Obama Veto Would Protect EPA Secrecy

“It’s disappointing the president, who once promised to lead the most transparent administration in history, has now threatened to veto these common-sense bills that would allow independent scientists to verify EPA’s claims.”

The White House is threatening to veto a bill that would require the Environmental Protection Agency to make public any scientific data used to justify regulations.

The EPA has faced scrutiny from some in the scientific community, transparency advocates, congressional Republicans and even its own inspector general for what critics call “secret science,” or not disclosing the data used as the scientific basis for regulation.

AP Photo/Jacquelyn Martin

While the White House said there could be room for transparency reforms, it is rejecting the Secret Science Reform Act sponsored by Rep.
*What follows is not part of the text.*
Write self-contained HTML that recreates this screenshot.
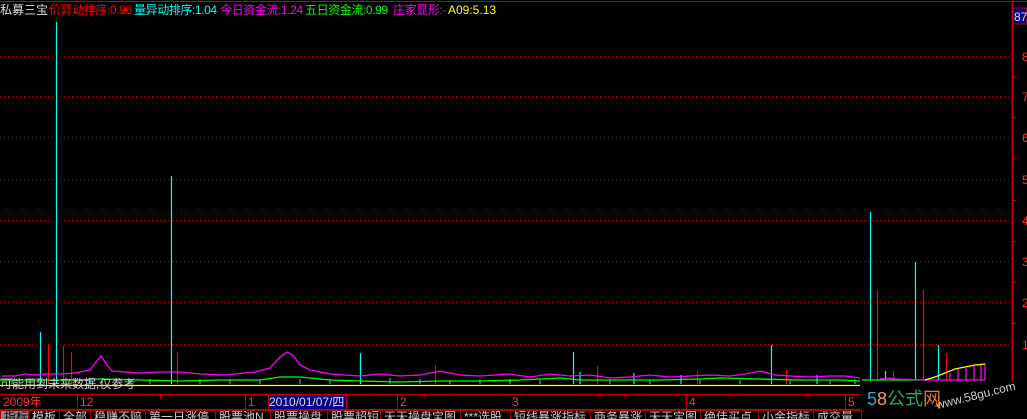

Lamar Smith (R-Texas), the chairman of the House Science, Space and Technology Committee.

“Provisions of the bill could be interpreted to prevent EPA from taking important, and possibly legally required, actions, where supporting data is not publicly available, and legal challenges could delay important environmental and health protections,” a statement of administration policy from the Office of Management and Budget said Tuesday. “For example, the data underlying some scientifically-important studies is not made broadly available in order to protect the privacy of test subjects, and modeling that EPA uses for a variety of purposes are not EPA property and therefore cannot be publicly released.”

The House passed a similar bill last year; Sen. John Barrasso (R-Wyo.) has introduced companion legislation in the Senate.

"It's disappointing the president, who once promised to lead the most transparent administration in history, has now threatened to veto these commonsense bills that would allow independent scientists to verify EPA's claims,” Smith told TheBlaze in a statement.

Last year, 80 scientists signed a letter to Congress in support of legislation to require the EPA to base its regulations on data available to the public. Signatories included former Clinton administration EPA Clean Air Scientific Advisory Committee chair George Wolff and Forrest J. Remick, former commissioner of the U.S. Nuclear Regulatory Commission under George H.W. Bush.

The "secret science" issue was further highlighted last May after the EPA Office of Inspector General said the EPA “lacks due diligence process for potential fraudulent environmental data.” The agency plans to have a revised policy implemented by fiscal year 2017 to tackle fraudulent data.

The OMB also issued a veto threat for a separate bill, the EPA Science Advisory Board Reform Act, meant to avoid conflicts of interests for board members. The OMB statement said the bill was too restrictive on membership.

“The bill would also place limitations on SAB members' participation in ‘advisory activities that directly or indirectly involve review and evaluation of their own work.’ Determining the practical meaning of "indirect" involvement will be difficult and consequently problematic to implement,” the statement said.

Transparency has been an issue for the EPA. The veto threats come the same week that a federal judge ruled the agency did not comply with the Freedom of Information Act in the release of emails. Last fall, a federal judge in a separate case faulted the agency for not releasing text messages.